The sol–gel methodology allows for tailoring the properties of a material by modifying the synthesis conditions. Usually, operational variables such as the temperature of the reaction or residence time, as well as chemical variables such as the ratios of the different precursors in the initial solution or even the amount of solvent (i.e., dilution) are modified to control the sol–gel reaction, and hence, the final properties. However, in the synthesis procedure with conventional heating, the occurrence of temperature gradients can also influence the reactions taking place, producing heterogeneous materials, making it very difficult to control the final properties and to scale the process. While microwave heating is not only an efficient way of heating but also highly homogeneous, offering numerous advantages for materials synthesis, there are several aspects that must be taken into account, especially considering production scale-up. Some of these aspects are discussed in the following sections.

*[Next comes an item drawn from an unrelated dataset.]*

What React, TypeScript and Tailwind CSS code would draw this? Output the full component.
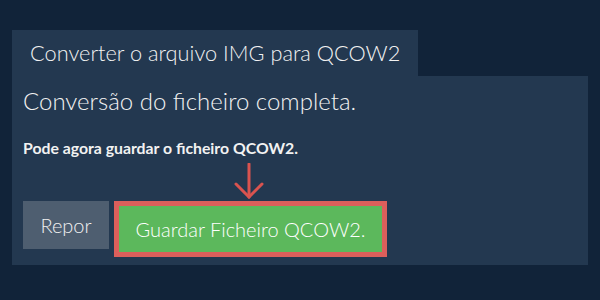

3.1. Scaling-Up Iron Aerogels by Multimode Microwave Heating

3.1.1. First Aspect to Consider: Shape of the Vessel

Three vessel shapes with the same volume (80 mL) and composition of precursor solution were tested for the production of FeA by microwave heating, as shown in Figure 1. The masses of each aerogel obtained by this method were 34, 37, and 29 mg for samples FeA-SB, FeA-CB, and FeA-WB, respectively. These differences are within the experimental error attributed to material loss during the aerogel washing process. The shape of the container defines the shape of the volume of the solution interacting with the microwave field, and this can be relevant for the heating process and, therefore, for the quality of the final nanomaterial obtained. It is worth remarking here that the ratio volume/power was the same in all three cases. However, as can be seen in Figure 3, some differences in the morphology of the final aerogels were detected. The SEM images reveal changes in the size of the typical nodules that formed the aerogels, increasing the size in the following order: FeA-WB < FeA-CB < FeA-SB (i.e., 32, 49, and 74 nm, respectively). This means that the heating process of each precursor solution varied in each case due to the different interactions of the vessel shape with the microwave field. This influence is particularly noticeable in the first step of the sol–gel reaction, in which the initiation or nucleation points are created, as it is corroborated by the infrared camera in Figure S2. There, it can be seen that sample FeA-WB reached the operating temperature in less time than the other two samples, favoring the formation of a great number of initiation points with small sizes. On the other hand, the FeA-SB sample exhibited a narrower temperature distribution during the heating process, resulting in more stable and controlled heating. This means that the heating process is retarded, so fewer initiation points are created and the precursors tend to react to grow up those. Therefore, it can be inferred that the square-based vessel is heated more gradually than the wide beaker, and thus, the size of the nodules in the former is nearly double the size of the latter.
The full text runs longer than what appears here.